Познакомиться тоже получилось. По немецким архитекторам и художникам его возил Тадеуш Пайпер (польский поэт и теоретик авангарда). Сначала он притащил Малевича к немецкому архитектору Людвигу Мис ван дер Роэ; Малевич доказывал собравшимся, что архитектура, как и вообще прикладное искусство, развивается исходя из чисто эстетических факторов, без участия исторических или социальных. Такого мнения никто не ожидал от гражданина Советской России. Мис ван дер Роэ и Пайпер с Малевичем не соглашались, но вопросы повисали в воздухе — беседа служила не столько спору, сколько знакомству и «называнию» противоречий. На большее не было времени, да и языка Малевич не знал, что не способствовало живости обмена репликами.

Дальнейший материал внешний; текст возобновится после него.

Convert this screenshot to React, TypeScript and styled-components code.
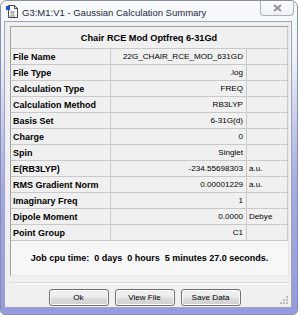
import { Fragment } from 'react'
import styled, { createGlobalStyle } from 'styled-components'

const GlobalStyle = createGlobalStyle`
  html, body {
    margin: 0;
    padding: 0;
    background: #ffffff;
  }
  body {
    font-family: 'Liberation Sans', Arial, sans-serif;
    color: #000;
  }
`

const Window = styled.div`
  position: relative;
  box-sizing: border-box;
  width: 298px;
  height: 315px;
  display: flex;
  flex-direction: column;
  border: 1px solid #8a8fa8;
  border-radius: 7px 7px 5px 5px;
  background: linear-gradient(
    180deg,
    #f9fbfd 0%,
    #eef2f8 18%,
    #c4c8ee 40%,
    #a4a9e6 60%,
    #959be0 100%
  );
  overflow: hidden;
`

const TitleBar = styled.div`
  height: 20px;
  display: flex;
  align-items: flex-start;
  padding-left: 5px;
  flex-shrink: 0;
`

const TitleIcon = styled.svg`
  width: 12px;
  height: 13px;
  margin-top: 4px;
  flex-shrink: 0;
`

const TitleText = styled.span`
  font-family: 'Liberation Sans', Arial, sans-serif;
  font-size: 9.5px;
  color: #1e2a3a;
  margin-left: 4px;
  margin-top: 6px;
  white-space: nowrap;
`

const CloseButton = styled.div`
  margin-left: auto;
  margin-right: 3px;
  margin-top: -1px;
  width: 34px;
  height: 16px;
  box-sizing: border-box;
  border: 1px solid #a9b0bf;
  border-top: none;
  border-radius: 0 0 4px 4px;
  background: linear-gradient(180deg, #fdfdfe 0%, #eef1f5 100%);
  display: flex;
  align-items: center;
  justify-content: center;
`

const Client = styled.div`
  position: relative;
  flex: 1;
  margin: 0 5px 6px 3px;
  box-sizing: border-box;
  border: 1px solid #9ea3b8;
  background: #f0f0f0;
  padding: 4px 2px 0 5px;
  display: flex;
  flex-direction: column;
`

const Panel = styled.div`
  box-sizing: border-box;
  width: 279px;
  height: 250px;
  border: 1px solid #a0a0a0;
  border-right-color: #e6e6e6;
  border-bottom-color: #e6e6e6;
  background: #f7f7f7;
  display: flex;
  flex-direction: column;
`

const Grid = styled.div`
  display: grid;
  grid-template-columns: 100px 136px 41px;
`

const HeaderCell = styled.div`
  grid-column: 1 / span 3;
  height: 22px;
  box-sizing: border-box;
  border-bottom: 1px solid #c9c9c9;
  border-right: 1px solid #c9c9c9;
  background: #f0f0f0;
  display: flex;
  align-items: center;
  justify-content: center;
  font-size: 9.2px;
  font-weight: 700;
`

const Cell = styled.div<{ $align?: 'left' | 'right'; $bold?: boolean }>`
  height: 16px;
  box-sizing: border-box;
  border-bottom: 1px solid #c9c9c9;
  border-right: 1px solid #c9c9c9;
  background: #f0f0f0;
  display: flex;
  align-items: center;
  justify-content: ${({ $align }) => ($align === 'right' ? 'flex-end' : 'flex-start')};
  padding: 0 3px 0 2px;
  font-size: ${({ $bold }) => ($bold ? '9px' : '8.1px')};
  font-weight: ${({ $bold }) => ($bold ? 700 : 400)};
  white-space: nowrap;
  overflow: hidden;
`

const CpuLine = styled.div`
  flex: 1;
  display: flex;
  align-items: center;
  justify-content: center;
  padding-bottom: 1px;
  font-size: 9px;
  font-weight: 700;
  white-space: pre;
`

const Separator = styled.div`
  width: 280px;
  margin-top: 6px;
  border-top: 1px solid #d5d5d5;
  border-bottom: 1px solid #ffffff;
`

const ButtonRow = styled.div`
  display: flex;
  justify-content: center;
  gap: 6px;
  margin-top: 5px;
  padding-right: 10px;
`

const Button = styled.button`
  width: 60px;
  height: 17px;
  box-sizing: border-box;
  padding: 0;
  border: 1px solid #707070;
  border-radius: 3px;
  background: linear-gradient(180deg, #f2f2f2 0%, #ebebeb 48%, #dddddd 52%, #cfcfcf 100%);
  box-shadow: inset 0 0 0 1px #fcfcfc;
  font-family: 'Liberation Sans', Arial, sans-serif;
  font-size: 8.1px;
  color: #000;
`

const Grip = styled.svg`
  position: absolute;
  right: 2px;
  bottom: 2px;
  width: 10px;
  height: 10px;
`

type Row = { label: string; value: string; unit?: string }

const ROWS: Row[] = [
  { label: 'File Name', value: '22G_CHAIR_RCE_MOD_631GD' },
  { label: 'File Type', value: '.log' },
  { label: 'Calculation Type', value: 'FREQ' },
  { label: 'Calculation Method', value: 'RB3LYP' },
  { label: 'Basis Set', value: '6-31G(d)' },
  { label: 'Charge', value: '0' },
  { label: 'Spin', value: 'Singlet' },
  { label: 'E(RB3LYP)', value: '-234.55698303', unit: 'a.u.' },
  { label: 'RMS Gradient Norm', value: '0.00001229', unit: 'a.u.' },
  { label: 'Imaginary Freq', value: '1' },
  { label: 'Dipole Moment', value: '0.0000', unit: 'Debye' },
  { label: 'Point Group', value: 'C1' },
]

const DocIcon = () => (
  <TitleIcon viewBox="0 0 12 13">
    <path d="M2.5 0.5h6l3 3v9h-9z" fill="#ffffff" stroke="#4a4a4a" />
    <path d="M8.5 0.5v3h3" fill="none" stroke="#4a4a4a" />
    <rect x="0" y="1" width="4" height="4" fill="#1f4fd8" />
    <path d="M4 7h5M5 9h3M4 11h5" stroke="#555" strokeWidth="0.8" />
  </TitleIcon>
)

export default function App() {
  return (
    <>
      <GlobalStyle />
      <Window>
        <TitleBar>
          <DocIcon />
          <TitleText>G3:M1:V1 - Gaussian Calculation Summary</TitleText>
          <CloseButton>
            <svg width="9" height="8" viewBox="0 0 9 8">
              <path d="M1 1l7 6M8 1l-7 6" stroke="#8a8f99" strokeWidth="1.8" />
            </svg>
          </CloseButton>
        </TitleBar>
        <Client>
          <Panel>
            <Grid>
              <HeaderCell>Chair RCE Mod Optfreq 6-31Gd</HeaderCell>
              {ROWS.map((row) => (
                <Fragment key={row.label}>
                  <Cell $bold>{row.label}</Cell>
                  <Cell $align="right">{row.value}</Cell>
                  <Cell>{row.unit ?? ''}</Cell>
                </Fragment>
              ))}
            </Grid>
            <CpuLine>{'Job cpu time:  0 days  0 hours  5 minutes 27.0 seconds.'}</CpuLine>
          </Panel>
          <Separator />
          <ButtonRow>
            <Button>Ok</Button>
            <Button>View File</Button>
            <Button>Save Data</Button>
          </ButtonRow>
          <Grip viewBox="0 0 10 10">
            <rect x="7" y="7" width="2" height="2" fill="#bcbcbc" />
            <rect x="4" y="7" width="2" height="2" fill="#bcbcbc" />
            <rect x="7" y="4" width="2" height="2" fill="#bcbcbc" />
            <rect x="1" y="7" width="2" height="2" fill="#bcbcbc" />
            <rect x="4" y="4" width="2" height="2" fill="#bcbcbc" />
            <rect x="7" y="1" width="2" height="2" fill="#bcbcbc" />
          </Grip>
        </Client>
      </Window>
    </>
  )
}
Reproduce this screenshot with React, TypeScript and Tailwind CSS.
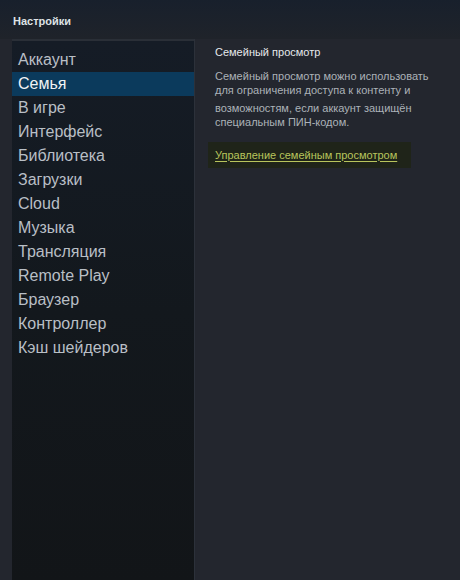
import React from 'react'

const items = [
  'Аккаунт',
  'Семья',
  'В игре',
  'Интерфейс',
  'Библиотека',
  'Загрузки',
  'Cloud',
  'Музыка',
  'Трансляция',
  'Remote Play',
  'Браузер',
  'Контроллер',
  'Кэш шейдеров',
]

export default function App() {
  const selected = 'Семья'

  return (
    <div className="w-[460px] h-[580px] flex flex-col bg-[#23262e] font-['Liberation_Sans',Arial,sans-serif] overflow-hidden">
      {/* заголовок */}
      <div className="h-[39px] shrink-0 flex items-center pl-[13px] pt-[4px] bg-gradient-to-b from-[#18202c] to-[#1f232a]">
        <span className="text-[11px] font-bold text-[#dfe3e6]">Настройки</span>
      </div>

      <div className="flex flex-1 min-h-0">
        {/* меню */}
        <div className="ml-[12px] w-[184px] border-t-2 border-[#2a2f37] bg-gradient-to-b from-[#151c26] via-[#13181d] to-[#121518] pt-[7px]">
          {items.map(item => (
            <div
              key={item}
              className={`h-[24px] flex items-center pl-[6px] text-[16px] leading-none ${
                item === selected ? 'bg-[#0b3a5c] text-[#f1f3f5]' : 'text-[#b9bfc6]'
              }`}
            >
              {item}
            </div>
          ))}
        </div>

        {/* содержимое */}
        <div className="flex-1 border-l border-[#2c313a] pl-[20px] pr-[20px] pt-[6px]">
          <div className="text-[11px] text-[#e6e9ec] leading-[14px]">Семейный просмотр</div>
          <div className="mt-[10px] text-[11px] text-[#acb2b8] leading-[14px] w-[225px]">
            Семейный просмотр можно использовать для ограничения доступа к контенту и
          </div>
          <div className="mt-[4px] text-[11px] text-[#acb2b8] leading-[14px] w-[225px]">
            возможностям, если аккаунт защищён специальным ПИН-кодом.
          </div>
          <div className="mt-[13px] -ml-[7px] w-[203px] h-[26px] flex items-center pl-[7px] bg-[#1f2419]">
            <span className="whitespace-nowrap text-[11px] text-[#b8c45c] underline underline-offset-2">
              Управление семейным просмотром
            </span>
          </div>
        </div>
      </div>
    </div>
  )
}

Через несколько дней они поехали в Дессау к профессору Вальтеру Гропиусу в его авангардистски меблированный дом (на Малевича интерьер произвёл большое впечатление). Собрались множество профессоров «Баухауза». Когда-то профессором «Баухауза» был Эль Лисицкий, который много рассказывал о Малевиче, в результате к нему в «Баухаузе» прониклись уважением. Тем не менее Малевич не говорит ни по-немецки, ни по-французски, так что Пайперу приходится переводить. Надеялся на Кандинского, что тот приедет и обрадуется Малевичу, а также снимет с Пайпера переводческое бремя, но Кандинский к Малевичу оказался поразительно холоден и вскоре ушёл. Гропиус и Малевич поспорили об архитектуре и архитектонике: Малевич отделял первое (функционал) от второго (чистого творчества). Архитектоника не должна учитывать потребностей будущих обитателей, поэтому — не важно расположение дверей; да и расположение окон — лишь постольку, поскольку свет влияет на пластику пространственных форм. Для Гропиуса функция здания и способ строительства связаны безусловно. Тем не менее Малевич не возражает, чтобы его архитектоны, хотя и созданные с чисто художественной целью, были использованы в качестве модели для строительства зданий. Он приводит смешной пример: «Однажды я, художественной забавы ради, располовинил чашку, жена ругалась, но потом я увидел, как она зачерпывает ею крупу и муку из мешка».